EPA Proposes Regulation of Greenhouse Gases under Clean Air ActBy Katerina Milenkovski, Litigation News Associate Editor – June 1, 2009
Responding to the U.S. Supreme Court’s ruling in Massachusetts v. EPA [PDF], the federal Environmental Protection Agency (EPA) recently issued a proposed endangerment finding that, if finalized, will give it authority to regulate greenhouse gases under the Clean Air Act.
Massachusetts v. EPA held that greenhouse gases are air pollutants covered by the Clean Air Act. The ruling directed the administrator of the EPA to determine whether emissions of greenhouse gases from new motor vehicles cause or contribute to air pollution that may endanger public health or welfare, or whether the science is too uncertain to make a reasoned decision.

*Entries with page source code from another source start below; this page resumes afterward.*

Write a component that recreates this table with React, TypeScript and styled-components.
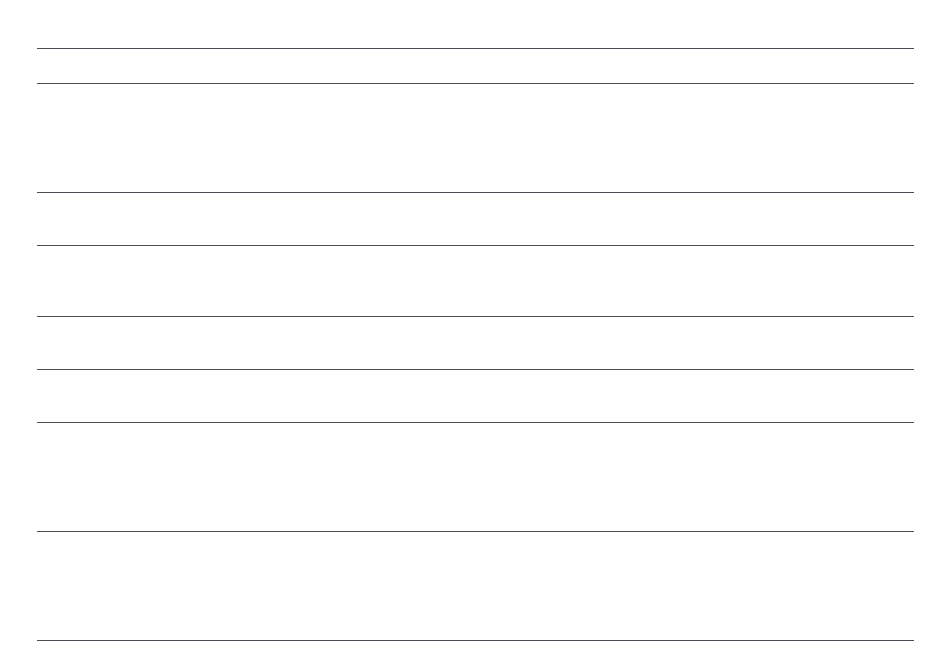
import React from "react";
import styled, { createGlobalStyle } from "styled-components";

const GlobalStyle = createGlobalStyle`
  html, body {
    margin: 0;
    padding: 0;
    background: #ffffff;
    font-family: "Liberation Sans", Arial, sans-serif;
  }
`;

const Page = styled.div`
  width: 877px;
  margin: 0 auto;
  padding-top: 48px;
  display: flex;
  flex-direction: column;
`;

const Row = styled.div<{ $h: number }>`
  box-sizing: border-box;
  height: ${(p) => p.$h}px;
  border-top: 1px solid #4b4f58;
  &:last-child {
    height: ${(p) => p.$h + 1}px;
    border-bottom: 1px solid #4b4f58;
  }
`;

const rows = [35, 109, 53, 71, 53, 53, 109, 109];

export default function App() {
  return (
    <>
      <GlobalStyle />
      <Page>
        {rows.map((h, i) => (
          <Row key={i} $h={h} />
        ))}
      </Page>
    </>
  );
}
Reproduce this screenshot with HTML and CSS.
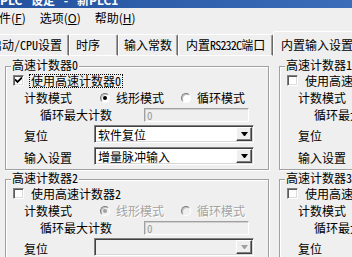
FILE: index.html
```html
<!DOCTYPE html>
<html lang="zh-CN">
<head>
<meta charset="utf-8">
<title>PLC 设定 - 新PLC1</title>
<link rel="stylesheet" href="styles.css">
</head>
<body>
<div class="titlebar"><span class="title-text">PLC 设定 - 新PLC1</span></div>
<div class="menubar">
  <span class="menu-item">文件(<u>F</u>)</span>
  <span class="menu-item">选项(<u>O</u>)</span>
  <span class="menu-item">帮助(<u>H</u>)</span>
</div>
<div class="tabstrip">
  <div class="tab tab-1">启动/CPU设置</div>
  <div class="tab tab-2">时序</div>
  <div class="tab tab-3">输入常数</div>
  <div class="tab tab-4">内置<span class="tight">RS232C</span>端口</div>
  <div class="tab tab-active">内置输入设置</div>
</div>
<div class="pane">
  <fieldset class="group">
    <legend>高速计数器0</legend>
    <div class="row row-check">
      <span class="check"><svg width="7" height="7" viewBox="0 0 7 7"><path d="M0 2.5 L2.5 5 L7 0.5" fill="none" stroke="#000" stroke-width="1.8"/></svg></span>
      <span class="check-label focus">使用高速计数器0</span>
    </div>
    <div class="row row-mode">
      <span class="lbl lbl-mode">计数模式</span>
      <span class="radio on"></span><span class="radio-label">线形模式</span>
      <span class="radio second"></span><span class="radio-label">循环模式</span>
    </div>
    <div class="row row-max">
      <span class="lbl lbl-max">循环最大计数</span>
      <span class="edit">0</span>
    </div>
    <div class="row row-combo">
      <span class="lbl lbl-combo">复位</span>
      <span class="combo"><span class="combo-text">软件复位</span><span class="drop"></span></span>
    </div>
    <div class="row row-combo row-combo2">
      <span class="lbl lbl-combo">输入设置</span>
      <span class="combo"><span class="combo-text">增量脉冲输入</span><span class="drop"></span></span>
    </div>
  </fieldset>

  <fieldset class="group">
    <legend>高速计数器1</legend>
    <div class="row row-check">
      <span class="check"></span>
      <span class="check-label">使用高速计数器1</span>
    </div>
    <div class="row row-mode">
      <span class="lbl lbl-mode">计数模式</span>
      <span class="radio on disabled"></span><span class="radio-label dis">线形模式</span>
      <span class="radio second disabled"></span><span class="radio-label dis">循环模式</span>
    </div>
    <div class="row row-max">
      <span class="lbl lbl-max">循环最大计数</span>
      <span class="edit">0</span>
    </div>
    <div class="row row-combo">
      <span class="lbl lbl-combo">复位</span>
      <span class="combo disabled"><span class="combo-text"></span><span class="drop"></span></span>
    </div>
    <div class="row row-combo row-combo2">
      <span class="lbl lbl-combo">输入设置</span>
      <span class="combo disabled"><span class="combo-text"></span><span class="drop"></span></span>
    </div>
  </fieldset>

  <fieldset class="group">
    <legend>高速计数器2</legend>
    <div class="row row-check">
      <span class="check"></span>
      <span class="check-label">使用高速计数器2</span>
    </div>
    <div class="row row-mode">
      <span class="lbl lbl-mode">计数模式</span>
      <span class="radio on disabled"></span><span class="radio-label dis">线形模式</span>
      <span class="radio second disabled"></span><span class="radio-label dis">循环模式</span>
    </div>
    <div class="row row-max">
      <span class="lbl lbl-max">循环最大计数</span>
      <span class="edit">0</span>
    </div>
    <div class="row row-combo">
      <span class="lbl lbl-combo">复位</span>
      <span class="combo disabled"><span class="combo-text"></span><span class="drop"></span></span>
    </div>
    <div class="row row-combo row-combo2">
      <span class="lbl lbl-combo">输入设置</span>
      <span class="combo disabled"><span class="combo-text"></span><span class="drop"></span></span>
    </div>
  </fieldset>

  <fieldset class="group">
    <legend>高速计数器3</legend>
    <div class="row row-check">
      <span class="check"></span>
      <span class="check-label">使用高速计数器3</span>
    </div>
    <div class="row row-mode">
      <span class="lbl lbl-mode">计数模式</span>
      <span class="radio on disabled"></span><span class="radio-label dis">线形模式</span>
      <span class="radio second disabled"></span><span class="radio-label dis">循环模式</span>
    </div>
    <div class="row row-max">
      <span class="lbl lbl-max">循环最大计数</span>
      <span class="edit">0</span>
    </div>
    <div class="row row-combo">
      <span class="lbl lbl-combo">复位</span>
      <span class="combo disabled"><span class="combo-text"></span><span class="drop"></span></span>
    </div>
    <div class="row row-combo row-combo2">
      <span class="lbl lbl-combo">输入设置</span>
      <span class="combo disabled"><span class="combo-text"></span><span class="drop"></span></span>
    </div>
  </fieldset>
</div>
</body>
</html>
```

FILE: styles.css
```css
* { box-sizing: border-box; }

html, body {
  margin: 0;
  padding: 0;
}

body {
  width: 352px;
  height: 257px;
  overflow: hidden;
  background: #efefef;
  font-family: "Noto Sans CJK SC", "Noto Sans", sans-serif;
  font-size: 12px;
  line-height: 14px;
  color: #000;
}

/* title bar (mostly cut off at the top) */
.titlebar {
  height: 8px;
  overflow: hidden;
  background: linear-gradient(to right, #24529e, #3b6db9);
  color: #fff;
  font-weight: bold;
  white-space: nowrap;
}
.title-text {
  display: block;
  margin-top: -6px;
  line-height: 12px;
  word-spacing: 6px;
}

/* menu bar */
.menubar {
  display: flex;
  height: 20px;
  line-height: 20px;
  margin-left: -20px;
  white-space: nowrap;
}
.menu-item {
  padding: 0 7px;
}
.menu-item u {
  text-decoration-thickness: 1px;
  text-underline-offset: 1px;
}

/* tabs */
.tabstrip {
  display: flex;
  align-items: flex-end;
  height: 25px;
  margin-top: 3px;
  margin-left: -18px;
  white-space: nowrap;
  font-feature-settings: "hwid" 1;
}
.tab {
  flex: none;
  height: 22px;
  padding: 3px 0 0 7px;
  border-top: 1px solid #fff;
  border-left: 1px solid #fff;
  border-right: 1px solid #696969;
  border-bottom: 1px solid #fff;
  box-shadow: inset -1px 0 #a0a0a0;
  border-top-left-radius: 2px;
  border-top-right-radius: 2px;
}
.tab-1 { width: 87px; }
.tab-2 { width: 49px; padding-left: 6px; }
.tab-3 { width: 60px; padding-left: 5px; }
.tab-4 { width: 95px; }
.tight { letter-spacing: -0.8px; }
.tab-active {
  width: 100px;
  height: 25px;
  padding-top: 6px;
  border-bottom: none;
}

/* tab page */
.pane {
  display: grid;
  grid-template-columns: 264px 264px;
  column-gap: 10px;
  row-gap: 1px;
  padding: 2px 0 0 5px;
  font-feature-settings: "hwid" 1;
  white-space: nowrap;
}

.group {
  margin: 0;
  padding: 0 0 4px;
  min-width: 0;
  border: 1px solid #a0a0a0;
  box-shadow: inset 1px 1px #fff, 1px 1px #fff;
}
.group legend {
  margin-left: 5px;
  padding: 0 1px 2px;
  line-height: 14px;
  background: #efefef;
}

.row {
  display: flex;
  align-items: center;
}
.row-check {
  height: 13px;
  padding-left: 7px;
}
.row-mode {
  height: 14px;
  margin-top: 4px;
  padding-left: 18px;
}
.row-max {
  height: 14px;
  margin-top: 3px;
  padding-left: 34px;
}
.row-combo {
  height: 18px;
  margin-top: 3px;
  padding-left: 18px;
}
.row-combo2 {
  margin-top: 4px;
}

.lbl { flex: none; }
.lbl-mode { width: 76px; }
.lbl-max { width: 104px; }
.lbl-combo { width: 70px; padding-top: 3px; }

/* checkbox */
.check {
  flex: none;
  display: flex;
  align-items: center;
  justify-content: center;
  width: 11px;
  height: 11px;
  background: #fff;
  border: 1px solid;
  border-color: #808080 #fff #fff #808080;
  box-shadow: inset 1px 1px #5a5a5a, inset -1px -1px #dcdcdc;
}
.check-label {
  margin-left: 5px;
  padding: 0 1px;
  line-height: 12px;
  border: 1px solid transparent;
}
.check-label.focus {
  border: 1px dotted #000;
}

/* radio buttons */
.radio {
  flex: none;
  display: flex;
  align-items: center;
  justify-content: center;
  width: 10px;
  height: 10px;
  border-radius: 50%;
  border: 1px solid;
  border-color: #7e7e7e #fff #fff #7e7e7e;
  box-shadow: inset 1px 1px #bdbdbd;
  background: #fff;
}
.radio.on::after {
  content: "";
  width: 4px;
  height: 4px;
  border-radius: 50%;
  background: #000;
}
.radio.second {
  margin-left: 17px;
}
.radio.disabled {
  background: #efefef;
}
.radio.disabled.on::after {
  background: #a0a0a0;
}
.radio-label {
  margin-left: 6px;
}
.dis {
  color: #a3a3a3;
  text-shadow: 1px 1px 0 #fff;
}

/* disabled edit */
.edit {
  flex: none;
  width: 105px;
  height: 14px;
  padding-left: 2px;
  border: 1px solid;
  border-color: #a0a0a0 #fff #fff #a0a0a0;
  box-shadow: inset 1px 1px #d0d0d0;
  background: #efefef;
  color: #9a9a9a;
  font-size: 11px;
  line-height: 12px;
}

/* combo boxes */
.combo {
  flex: none;
  display: flex;
  width: 160px;
  height: 18px;
  padding: 1px;
  border: 1px solid;
  border-color: #808080 #fff #fff #808080;
  box-shadow: inset 1px 1px #404040, inset -1px -1px #d8d8d8;
  background: #fff;
}
.combo-text {
  flex: 1;
  padding-left: 2px;
  line-height: 15px;
}
.drop {
  flex: none;
  display: flex;
  align-items: center;
  justify-content: center;
  width: 16px;
  height: 14px;
  background: #efefef;
  border: 1px solid;
  border-color: #fff #404040 #404040 #fff;
  box-shadow: inset -1px -1px #808080;
}
.drop::after {
  content: "";
  width: 1px;
  height: 0;
  border-left: 3px solid transparent;
  border-right: 3px solid transparent;
  border-top: 4px solid #000;
}
.combo.disabled {
  background: #efefef;
}
.combo.disabled .drop::after {
  border-top-color: #a0a0a0;
}
```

“While the Supreme Court’s decision in Massachusetts v. EPA was focused on mobile source greenhouse gas emissions, the proposed endangerment finding appears to apply to EPA’s regulatory authority over greenhouse gas emissions as a whole,” observes Charles Denton, Grand Rapids, MI, cochair of the ABA Section of Litigation’s Environmental Litigation Committee.
Indeed, the EPA’s proposal includes a broad finding that greenhouse gases threaten the public health and welfare, as well as a narrower finding that the combined emissions of certain greenhouse gases from new motor vehicles and engines contribute to the threat of climate change.
If finalized, the proposed finding would not impose any requirements on industry. It would simply pave the way for future regulation of greenhouse gases by the EPA.
Just a few weeks prior to the proposed endangerment finding, the EPA also proposed a mandatory greenhouse gas reporting rule that would require suppliers of fossil fuels or industrial greenhouse gases, manufacturers of vehicles and engines, and facilities that emit more than 25,000 metric tons of greenhouse gases to submit annual greenhouse gas emission inventories to the EPA.
“It seems EPA would want to use the information gathered through the reporting rule to develop its regulatory scheme, assuming that the endangerment finding goes forward,” says Denton.
“My only doubt is whether or not EPA wants to regulate greenhouse gases under the Clean Air Act at all,” he says.
Affect on Industry
“There has been much discussion about whether the manufacturing sector can afford another regulatory burden and the cost of complying with a new regulatory program,” Denton notes.
This is a common concern among many. On May 12, 2009, Senator John Barrasso (R-WY) exposed what he called a “smoking gun” memo [PDF] from the White House to the EPA, warning that regulation of small emitters of carbon dioxide would have “serious economic consequences” for businesses and the overall economy.
The memo, which is an amalgamation of findings from various government agencies sent from the Office of Management and Budget to the EPA, has not been released by the EPA.
“The comments in that White House memo are nothing new,” according to Hines. “Those comments reflect the generally held views that the Clean Air Act is not equipped to regulate greenhouse gases. That’s been a big criticism from the outset,” says Robert L. “Buzz” Hines, San Francisco, CA, former cochair of the Section’s Environmental Litigation Committee.
“Senator Barrasso is pointing to the parade of horribles that could come from regulation of greenhouse gases under the Clean Air Act, but I don’t think that’s going to happen. While the proposed endangerment finding was widely expected and, in my mind, [was] the next logical step for EPA to take after Massachusetts v. EPA, I don’t think EPA rulemaking will be the ultimate greenhouse gas management scheme,” Hines says.
“Frankly, I think that the EPA proposals are meant to push Congress to come up with some comprehensive legislation, like that being proposed by Representatives Waxman and Markey in the House Energy and Commerce Committee,” Hines opines.
Affect on Litigation
As for the potential impact on litigation, “I think it's premature to predict that an endangerment finding will lead to a floodof litigation,” says Hines, “but I suppose that the finding does help legitimize some cases already filed, especially in the nuisance context, like the Kivalina v. ExxonMobil Corp. [PDF] lawsuit filed last year.” In Kivalina, an Alaskan fishing village seeks $400 million in damages related to global warming from several major energy companies.
“Greenhouse gas related claims could also be asserted by natural resource trustees in the context of natural resource damage claims,” adds Hines.
“Corporate America is very keen on insuring that there is transparency on what they are doing regarding climate change,” Hines points out. “There will be greater scrutiny associated with what businesses are doing and what they are reporting and disclosing to the public and to shareholders,” he says.
As a result, developments affecting regulation of greenhouse gas emission should be of interest even to the litigator who doesn’t practice environmental law.
Keywords: Massachusetts v. EPA, climate change, EPA, public health
- June 4, 2009 – I think the reporting requirement should be for 1000 tons not 25000 tons; in fact 100 tons would be even better. Then we could start developing a real inventory and measuring reductions for real. The Clean Air Act is equipped if we want it to be. A unanimous Supreme Court thought so.